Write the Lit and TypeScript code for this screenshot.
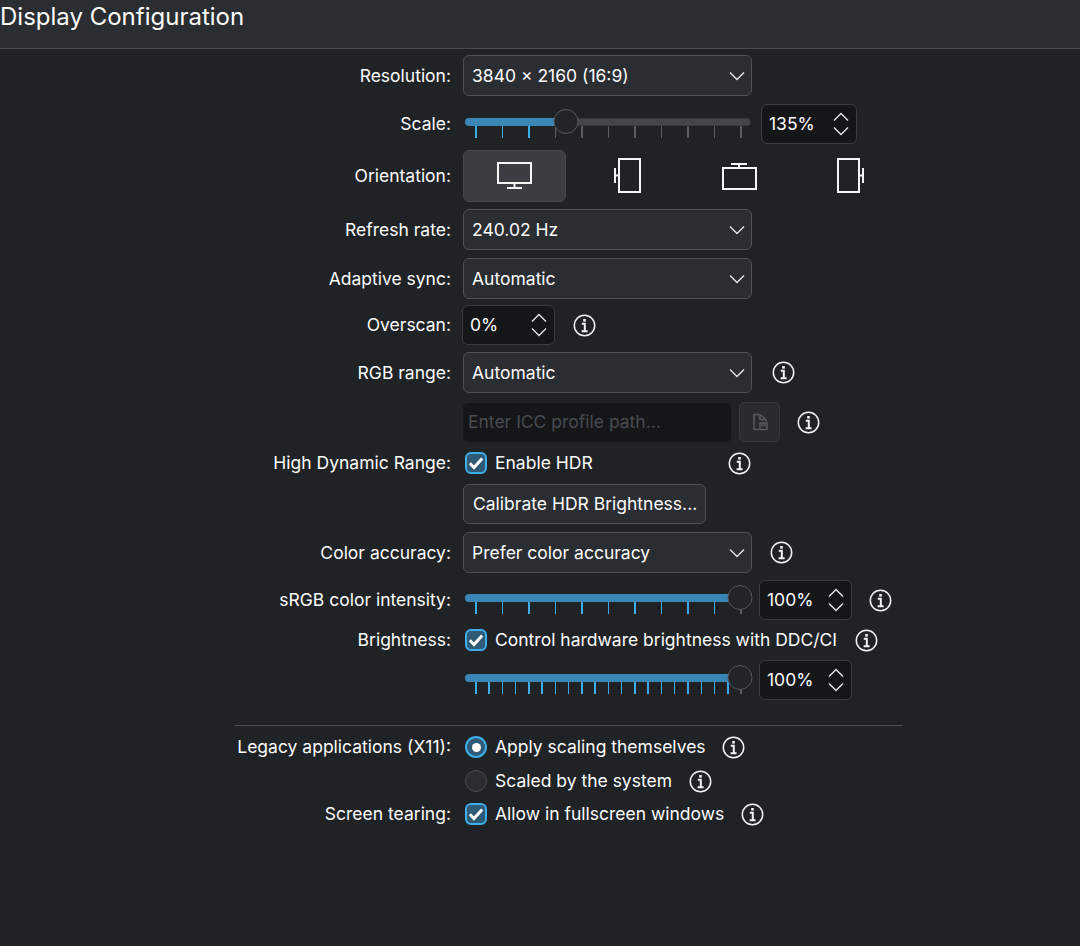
import { LitElement, html, css, svg } from "lit";
import { customElement } from "lit/decorators.js";

const chevDown = html`<svg class="chev" width="16" height="10" viewBox="0 0 16 10"><path d="M1 1.5 8 8.5l7-7" fill="none" stroke="#e4e5e6" stroke-width="1.4"/></svg>`;
const chevUp = html`<svg class="chev" width="16" height="10" viewBox="0 0 16 10"><path d="M1 8.5 8 1.5l7 7" fill="none" stroke="#e4e5e6" stroke-width="1.4"/></svg>`;
const check = html`<svg width="16" height="14" viewBox="0 0 16 14"><path d="M1.8 7.2 6 11.5 14.2 2.6" fill="none" stroke="#fcfcfc" stroke-width="3"/></svg>`;

const info = (ml: number) => html`<svg class="info" style="margin-left:${ml}px" width="23" height="23" viewBox="0 0 23 23">
  <circle cx="11.5" cy="11.5" r="10.2" fill="none" stroke="#f2f3f3" stroke-width="1.5"/>
  <rect x="10.2" y="5" width="2.6" height="2.6" fill="#f2f3f3"/>
  <path d="M8.8 9.8h3v7.4M8.6 17.2h6" fill="none" stroke="#f2f3f3" stroke-width="2"/>
</svg>`;

const orientIcons = [
  svg`<path d="M1 5h33v20H1z M17.5 25v5 M10 30h15" fill="none" stroke="#f4f5f5" stroke-width="2"/>`,
  svg`<path d="M10 1h21v33H10z M10 17.5H6 M6 10v15" fill="none" stroke="#f4f5f5" stroke-width="2"/>`,
  svg`<path d="M2 10h33v21H2z M18 10V6 M10 6h16" fill="none" stroke="#f4f5f5" stroke-width="2"/>`,
  svg`<path d="M5 1h21v33H5z M26 17.5h4 M30 10v15" fill="none" stroke="#f4f5f5" stroke-width="2"/>`,
];

@customElement("app-root")
export class AppRoot extends LitElement {
  static styles = css`
    :host { display: block; width: 1080px; height: 946px; overflow: hidden; background: #202326; color: #fcfcfc; font-family: Inter, "Noto Sans", sans-serif; font-size: 17.5px; }
    .header { height: 48px; background: #2a2e32; border-bottom: 1px solid #4a4d51; display: flex; align-items: flex-start; font-size: 24px; line-height: 34px; }
    .form { display: flex; flex-direction: column; padding-top: 6px; }
    .row { display: grid; grid-template-columns: 451px 1fr; column-gap: 12px; align-items: center; }
    .label { text-align: right; white-space: nowrap; }
    .h40 .label, .h26 .label, .h52 .label, .h26 span, .spin span, .icc, .btn { padding-bottom: 1px; }
    .field { display: flex; align-items: center; height: 100%; white-space: nowrap; }
    .g6 { margin-top: 6px; } .g7 { margin-top: 7px; } .g8 { margin-top: 8px; } .g9 { margin-top: 9px; } .g10 { margin-top: 10px; }
    .combo { box-sizing: border-box; width: 289px; height: 41px; background: #2a2d32; border: 1px solid #4e5155; border-radius: 6px; display: flex; align-items: center; justify-content: space-between; padding: 0 6px 0 8px; }
    .btn { box-sizing: border-box; height: 40px; padding-left: 9px; padding-right: 8px; background: #2a2d32; border: 1px solid #4e5155; border-radius: 6px; display: flex; align-items: center; }
    .spin { box-sizing: border-box; height: 40px; background: #141618; border: 1px solid #393c40; border-radius: 6px; display: flex; align-items: center; justify-content: space-between; padding: 0 7px 0 7px; }
    .spin.w96 { width: 96px; margin-left: 10px; } .spin.w93 { width: 93px; margin-left: -1px; } .spin.w93r { width: 93px; margin-left: 8px; }
    .arrows { display: flex; flex-direction: column; gap: 4px; }
    .chev { display: block; }
    .icc { box-sizing: border-box; width: 268px; height: 39px; background: #141618; border-radius: 5px; color: #494c50; display: flex; align-items: center; padding-left: 5px; }
    .fbtn { box-sizing: border-box; width: 41px; height: 40px; margin-left: 8px; background: #282b2f; border: 1px solid #35383c; border-radius: 5px; display: flex; align-items: center; justify-content: center; }
    .info { flex: none; display: block; }
    .box { box-sizing: border-box; flex: none; width: 22px; height: 22px; margin-left: 2px; margin-right: 8px; background: #2e5a75; border: 2px solid #3daee9; border-radius: 6px; display: flex; align-items: center; justify-content: center; }
    .radio { border-radius: 50%; }
    .radio.off { background: #2a2d32; border: 1.5px solid #4a4d51; }
    .dot { width: 9px; height: 9px; border-radius: 50%; background: #fcfcfc; }
    .slider { position: relative; flex: none; width: 286px; height: 40px; margin-left: 2px; }
    .track { position: absolute; left: 0; right: 0; top: 14px; height: 8px; border-radius: 4px; background: #43464a; border: 1px solid #35383c; box-sizing: border-box; }
    .fill { position: absolute; left: 0; top: 14px; height: 8px; border-radius: 4px 0 0 4px; background: #3a87b5; }
    .handle { position: absolute; top: 5px; box-sizing: border-box; width: 25px; height: 25px; border-radius: 50%; background: #212428; border: 1.5px solid #54575b; transform: translateX(-12.5px); }
    .ticks { position: absolute; left: 10px; top: 22px; width: 267px; height: 12px; display: flex; justify-content: space-between; }
    .tick { width: 1.5px; height: 12px; background: #5a5d61; }
    .tick.on { background: #3daee9; }
    .orient { display: flex; gap: 9px; }
    .obtn { box-sizing: border-box; width: 103px; height: 52px; border-radius: 6px; display: flex; align-items: center; justify-content: center; border: 1px solid transparent; }
    .obtn.sel { background: #3a3d41; border-color: #44474b; }
    .sep { height: 1px; background: #4a4d51; margin: 25px 177px 0 235px; }
    .h26 { height: 26px; } .h40 { height: 40px; } .h41 { height: 41px; } .h52 { height: 52px; } .h39 { height: 39px; }
  `;

  private slider(val: number, n: number, w: number) {
    const ticks = Array.from({ length: n }, (_, i) => i);
    return html`<div class="slider">
      <div class="track"></div>
      <div class="fill" style="width:${val}px"></div>
      <div class="ticks">${ticks.map((i) => html`<div class="tick ${10 + (i * 267) / (n - 1) <= val + 1 ? "on" : ""}"></div>`)}</div>
      <div class="handle" style="left:${val + w}px"></div>
    </div>`;
  }

  private spin(text: string, cls: string) {
    return html`<div class="spin ${cls}"><span>${text}</span><div class="arrows">${chevUp}${chevDown}</div></div>`;
  }

  private combo(text: string) {
    return html`<div class="combo"><span>${text}</span>${chevDown}</div>`;
  }

  private row(label: string, cls: string, field: unknown) {
    return html`<div class="row ${cls}"><div class="label">${label}</div><div class="field">${field}</div></div>`;
  }

  render() {
    return html`
      <div class="header">Display Configuration</div>
      <div class="form">
        ${this.row("Resolution:", "h41", this.combo("3840 × 2160 (16:9)"))}
        ${this.row("Scale:", "h40 g8", html`${this.slider(89, 11, 12)}${this.spin("135%", "w96")}`)}
        ${this.row("Orientation:", "h52 g6", html`<div class="orient">${orientIcons.map((p, i) => html`<div class="obtn ${i === 0 ? "sel" : ""}"><svg width="36" height="36" viewBox="0 0 36 36">${p}</svg></div>`)}</div>`)}
        ${this.row("Refresh rate:", "h41 g7", this.combo("240.02 Hz"))}
        ${this.row("Adaptive sync:", "h41 g8", this.combo("Automatic"))}
        ${this.row("Overscan:", "h40 g6", html`${this.spin("0%", "w93")}${info(18)}`)}
        ${this.row("RGB range:", "h41 g7", html`${this.combo("Automatic")}${info(20)}`)}
        ${this.row("", "h39 g9", html`<div class="icc">Enter ICC profile path...</div>
          <div class="fbtn"><svg width="16" height="18" viewBox="0 0 16 18"><path d="M8 1.5H2v15h5M8 1.5v5h6v2M8 1.5l6 5" fill="none" stroke="#54575b" stroke-width="1.6"/><path d="M8 10h7v6.5H8z M10 10v2.5h3V10" fill="none" stroke="#54575b" stroke-width="1.5"/></svg></div>${info(17)}`)}
        ${this.row("High Dynamic Range:", "h26 g9", html`<div class="box">${check}</div><span>Enable HDR</span>${info(135)}`)}
        ${this.row("", "h40 g8", html`<div class="btn">Calibrate HDR Brightness...</div>`)}
        ${this.row("Color accuracy:", "h41 g8", html`${this.combo("Prefer color accuracy")}${info(18)}`)}
        ${this.row("sRGB color intensity:", "h40 g7", html`${this.slider(263, 11, 12)}${this.spin("100%", "w93r")}${info(17)}`)}
        ${this.row("Brightness:", "h26 g7", html`<div class="box">${check}</div><span>Control hardware brightness with DDC/CI</span>${info(18)}`)}
        ${this.row("", "h40 g7", html`${this.slider(263, 21, 12)}${this.spin("100%", "w93r")}`)}
        <div class="sep"></div>
        ${this.row("Legacy applications (X11):", "h26 g8", html`<div class="box radio"><div class="dot"></div></div><span>Apply scaling themselves</span>${info(16)}`)}
        ${this.row("", "h26 g8", html`<div class="box radio off"></div><span>Scaled by the system</span>${info(17)}`)}
        ${this.row("Screen tearing:", "h26 g7", html`<div class="box">${check}</div><span>Allow in fullscreen windows</span>${info(17)}`)}
      </div>
    `;
  }
}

» Set exercise
From the first line above to the line containing "6 11.5 14.2", repeat each line exactly. Pictures stay out.

» Exercise answer
Write the Lit and TypeScript code for this screenshot.
import { LitElement, html, css, svg } from "lit";
import { customElement } from "lit/decorators.js";

const chevDown = html`<svg class="chev" width="16" height="10" viewBox="0 0 16 10"><path d="M1 1.5 8 8.5l7-7" fill="none" stroke="#e4e5e6" stroke-width="1.4"/></svg>`;
const chevUp = html`<svg class="chev" width="16" height="10" viewBox="0 0 16 10"><path d="M1 8.5 8 1.5l7 7" fill="none" stroke="#e4e5e6" stroke-width="1.4"/></svg>`;
const check = html`<svg width="16" height="14" viewBox="0 0 16 14"><path d="M1.8 7.2 6 11.5 14.2 2.6" fill="none" stroke="#fcfcfc" stroke-width="3"/></svg>`;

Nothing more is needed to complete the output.